Monday 12 September 2011

Why Vickers is right and what the critics don't understand

The critics started early for Vickers report on the future of banking today.  At least at 6.15 on @R4today experts weighed in on how ringfencing will not work.  In particular, a commentator said that Northern Rock was a retail bank but still got into difficulties.  So, they said, separation won't work.

I think this criticism misses a very important point which is on page 9 of report.  In essence it is this: some critics think the purpose of Vickers is to stop banks going bankrupt.  It is not.  In some cases, we might actually want banks to go bankrupt.  The essence is to have a structure so that we know what to do when banks get into trouble: rescue them, make them go bankrupt, allow them to merge etc.

Vickers says this:

"structural separation should make it easier and less costly to resolve banks that get into
trouble. By ‘resolution’ is meant an orderly process to determine which activities of a failing
bank are to be continued and how. Depending on the circumstances, different solutions may
be appropriate for different activities. For example, some activities might be wound down,
some sold to other market participants, and others formed into a ‘bridge bank’ under new
management, their shareholders and creditors having been wiped out in whole and/or part.
Orderliness involves averting contagion, avoiding taxpayer liability, and ensuring the
continuous provision of necessary retail banking services – as distinct from entire banks – for
which customers have no ready alternatives. Separation would allow better-targeted policies
towards banks in difficulty, and would minimise the need for support from the taxpayer. One
of the key benefits of separation is that it would make it easier for the authorities to require
creditors of failing retail banks, failing wholesale/investment banks, or both, if necessary, to
bear losses, instead of the taxpayer."
In other words, if a future Northern Rock Utility Bank gets into trouble, regulators know that it is a retail bank and part of the banking "utility"  rather than the "casino".  So we know what to do: we might want to bail it out, or let it go under in an orderly fashion etc.  If a future Northern Rock Casino Bank gets into trouble, likewise regulators know what to do.   (In any case, with higher capital requirements we should hopefully avoid this problem to start with).

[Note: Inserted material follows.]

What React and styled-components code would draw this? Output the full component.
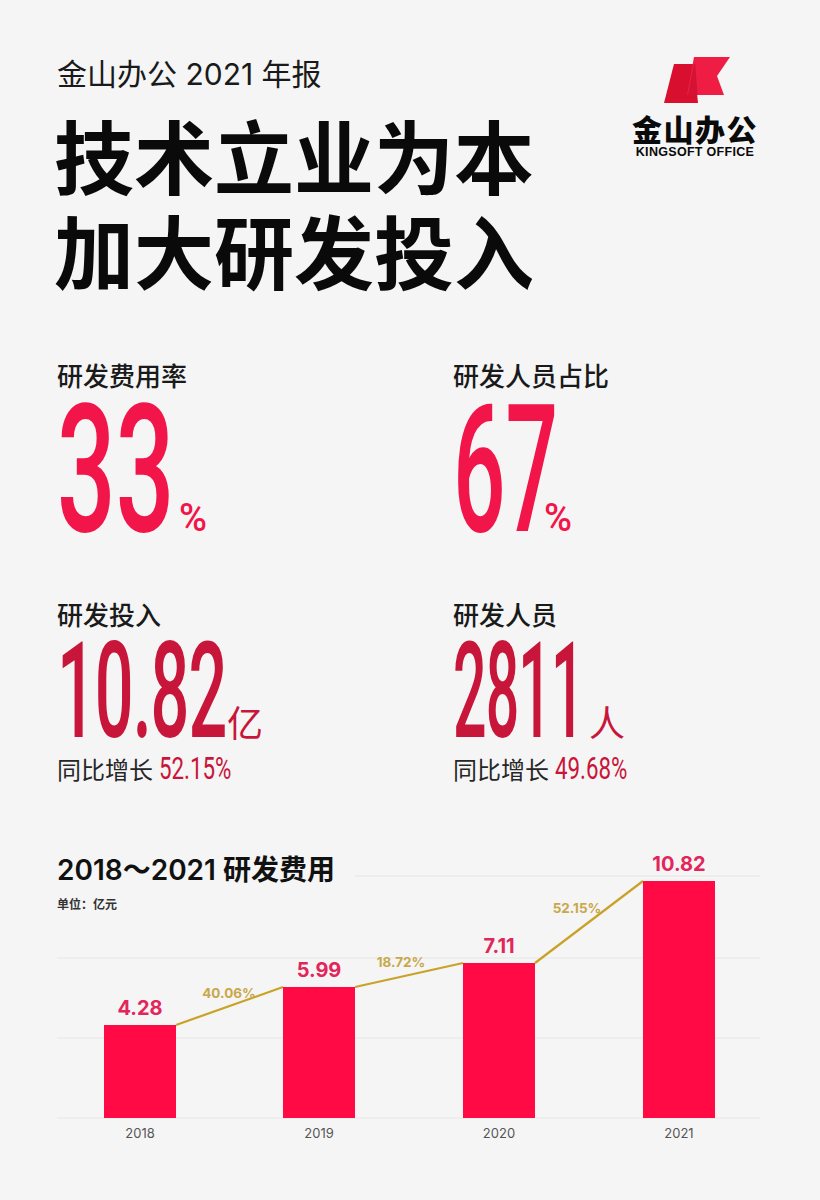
import React from "react";
import styled, { createGlobalStyle } from "styled-components";

const Global = createGlobalStyle`
  html, body {
    margin: 0;
    padding: 0;
    background: #f5f5f5;
  }
  body {
    font-family: "Noto Sans CJK SC", "Noto Sans", sans-serif;
    color: #111;
  }
`;

const Page = styled.div`
  width: 820px;
  min-height: 1200px;
  box-sizing: border-box;
  padding: 57px 60px 0 57px;
  background: #f5f5f5;
`;

const Header = styled.header`
  display: flex;
  justify-content: space-between;
  align-items: flex-start;
`;

const Kicker = styled.div`
  font-size: 30px;
  line-height: 35px;
  font-family: "Inter", "Noto Sans CJK SC", sans-serif;
  color: #1a1a1a;
`;

const Title = styled.h1`
  margin: 14px 0 0 -3px;
  font-size: 80px;
  line-height: 95px;
  font-weight: 700;
  color: #0a0a0a;
`;

const Logo = styled.div`
  display: flex;
  flex-direction: column;
  align-items: center;
  width: 130px;
`;

const LogoCn = styled.div`
  margin-top: 6px;
  font-size: 30px;
  line-height: 30px;
  font-weight: 900;
  letter-spacing: 1.5px;
  color: #0a0a0a;
`;

const LogoEn = styled.div`
  margin-top: 2px;
  font-family: "Liberation Sans", Arial, sans-serif;
  font-size: 12.5px;
  font-weight: 700;
  letter-spacing: 0.3px;
  color: #0a0a0a;
`;

const Stats = styled.section`
  display: grid;
  grid-template-columns: 396px 1fr;
  margin-top: 64px;
  row-gap: 64px;
`;

const Stat = styled.div`
  display: flex;
  flex-direction: column;
`;

const Label = styled.div`
  font-size: 26px;
  line-height: 30px;
  font-weight: 500;
  color: #1a1a1a;
`;

const Figure = styled.div`
  display: flex;
  align-items: baseline;
  margin-top: ${(p) => p.$gap}px;
  line-height: ${(p) => p.$lh}px;
  height: ${(p) => p.$lh}px;
  color: ${(p) => p.$color};
`;

const NumBox = styled.span`
  display: inline-block;
  width: ${(p) => p.$w}px;
  white-space: nowrap;
`;

const Num = styled.span`
  display: inline-block;
  font-family: "Roboto", sans-serif;
  font-weight: 500;
  font-size: ${(p) => p.$size}px;
  letter-spacing: ${(p) => p.$ls || 0}px;
  transform: scaleX(${(p) => p.$sx});
  transform-origin: left bottom;
`;

const Unit = styled.span`
  font-family: ${(p) => (p.$cjk ? '"Noto Sans CJK SC", sans-serif' : '"Roboto", sans-serif')};
  font-size: ${(p) => p.$size}px;
  font-weight: ${(p) => (p.$cjk ? 400 : 500)};
  line-height: 1;
`;

const Growth = styled.div`
  display: flex;
  align-items: baseline;
  margin-top: 12px;
  font-size: 24px;
  line-height: 30px;
  color: #262626;
`;

const GrowthNum = styled.span`
  display: inline-block;
  margin-left: 6px;
  font-family: "Roboto", sans-serif;
  font-size: 31px;
  color: #c8163a;
  transform: scaleX(0.72);
  transform-origin: left bottom;
`;

const ChartSection = styled.section`
  position: relative;
  margin-top: 66px;
  width: 703px;
  height: 300px;
  padding-top: 3px;
  box-sizing: border-box;
`;

const ChartTitle = styled.h2`
  position: relative;
  z-index: 1;
  margin: 0;
  font-family: "Inter", "Noto Sans CJK SC", sans-serif;
  font-size: 28px;
  line-height: 34px;
  font-weight: 600;
  color: #111;
`;

const ChartUnit = styled.div`
  position: relative;
  z-index: 1;
  margin-top: 10px;
  font-size: 12px;
  line-height: 14px;
  font-weight: 700;
  color: #333;
`;

const Canvas = styled.svg`
  position: absolute;
  left: 0;
  top: 0;
`;

const bars = [
  { year: "2018", value: "4.28", x: 47, top: 175 },
  { year: "2019", value: "5.99", x: 226, top: 137 },
  { year: "2020", value: "7.11", x: 406, top: 113 },
  { year: "2021", value: "10.82", x: 586, top: 31 },
];

const growth = [
  { text: "40.06%", x: 172, y: 148 },
  { text: "18.72%", x: 344, y: 117 },
  { text: "52.15%", x: 520, y: 63 },
];

function KingsoftMark() {
  return (
    <svg width="72" height="50" viewBox="0 0 72 50" style={{ marginLeft: 6 }}>
      <polygon points="12,7 32,7 36,46 2,46" fill="#d80f2e" />
      <polygon points="32,0 68,0 55,19 62,38 25,38" fill="#ef1d44" />
      <polygon points="32,7 33.2,7 35.6,38 26,38" fill="#b80823" opacity="0.5" />
    </svg>
  );
}

function Chart() {
  const bottom = 268;
  return (
    <Canvas width="703" height="300" viewBox="0 0 703 300">
      <line x1="298" y1="26" x2="703" y2="26" stroke="#e6e6e6" strokeWidth="1" />
      {[108, 188, 268].map((y) => (
        <line key={y} x1="0" y1={y} x2="703" y2={y} stroke="#e6e6e6" strokeWidth="1" />
      ))}
      {bars.slice(0, -1).map((b, i) => {
        const n = bars[i + 1];
        return (
          <line
            key={b.year}
            x1={b.x + 72}
            y1={b.top}
            x2={n.x}
            y2={n.top}
            stroke="#c9a227"
            strokeWidth="2.2"
          />
        );
      })}
      {bars.map((b) => (
        <g key={b.year}>
          <rect x={b.x} y={b.top} width="72" height={bottom - b.top} fill="#ff0a45" />
          <text
            x={b.x + 36}
            y={b.top - 10}
            textAnchor="middle"
            fontFamily="Inter, sans-serif"
            fontWeight="700"
            fontSize="20"
            fill="#e2255a"
          >
            {b.value}
          </text>
          <text
            x={b.x + 36}
            y="288"
            textAnchor="middle"
            fontFamily="Inter, sans-serif"
            fontSize="13"
            fill="#555"
          >
            {b.year}
          </text>
        </g>
      ))}
      {growth.map((g) => (
        <text
          key={g.text}
          x={g.x}
          y={g.y}
          textAnchor="middle"
          fontFamily="Inter, sans-serif"
          fontWeight="700"
          fontSize="13.5"
          fill="#c8a84a"
        >
          {g.text}
        </text>
      ))}
    </Canvas>
  );
}

export default function App() {
  return (
    <>
      <Global />
      <Page>
        <Header>
          <div>
            <Kicker>金山办公 2021 年报</Kicker>
            <Title>
              技术立业为本
              <br />
              加大研发投入
            </Title>
          </div>
          <Logo>
            <KingsoftMark />
            <LogoCn>金山办公</LogoCn>
            <LogoEn>KINGSOFT OFFICE</LogoEn>
          </Logo>
        </Header>

        <Stats>
          <Stat>
            <Label>研发费用率</Label>
            <Figure $gap={15} $lh={130} $color="#f2154a">
              <NumBox $w={122}>
                <Num $size={178} $sx={0.58}>33</Num>
              </NumBox>
              <Unit $size={38}>%</Unit>
            </Figure>
          </Stat>
          <Stat>
            <Label>研发人员占比</Label>
            <Figure $gap={15} $lh={130} $color="#f2154a">
              <NumBox $w={91}>
                <Num $size={178} $sx={0.52}>67</Num>
              </NumBox>
              <Unit $size={38}>%</Unit>
            </Figure>
          </Stat>
          <Stat>
            <Label>研发投入</Label>
            <Figure $gap={13} $lh={100} $color="#c8163a">
              <NumBox $w={170}>
                <Num $size={134} $sx={0.51} $ls={-2}>10.82</Num>
              </NumBox>
              <Unit $cjk $size={36}>亿</Unit>
            </Figure>
            <Growth>
              同比增长<GrowthNum>52.15%</GrowthNum>
            </Growth>
          </Stat>
          <Stat>
            <Label>研发人员</Label>
            <Figure $gap={13} $lh={100} $color="#c8163a">
              <NumBox $w={136}>
                <Num $size={134} $sx={0.44} $ls={-2}>2811</Num>
              </NumBox>
              <Unit $cjk $size={36}>人</Unit>
            </Figure>
            <Growth>
              同比增长<GrowthNum>49.68%</GrowthNum>
            </Growth>
          </Stat>
        </Stats>

        <ChartSection>
          <ChartTitle>2018～2021 研发费用</ChartTitle>
          <ChartUnit>单位：亿元</ChartUnit>
          <Chart />
        </ChartSection>
      </Page>
    </>
  );
}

What this means is that the scope of activities across the ringfence is very important, as Goodhart has pointed out (the boundary problem).  That is going to need some canny regulators, which does seem like a very big ask (declaration: I was on the Competition Commission for eight years).

Finally, outside the detail, to me there is an even bigger point.  We now know that successive governments have been near enough in the pockets of News International.  So far, they have been near enough in the pockets of the banks too.  Implementing these reforms is the first step to changing the latter.  If the reforms are stopped then we know our democracy has been truly subverted.

I look forward to hearing Sir John on Today at 8.10.

Update.  Sir John, in my view, very authoritative on Today just now.  Humpers asked him, rightly, "you cannot legislate against recklessness" and about Northern Rock.  John replies: get incentives right (i.e. have higher capital requirements) and be in a position to deal with if bank gets into trouble (which separation helps).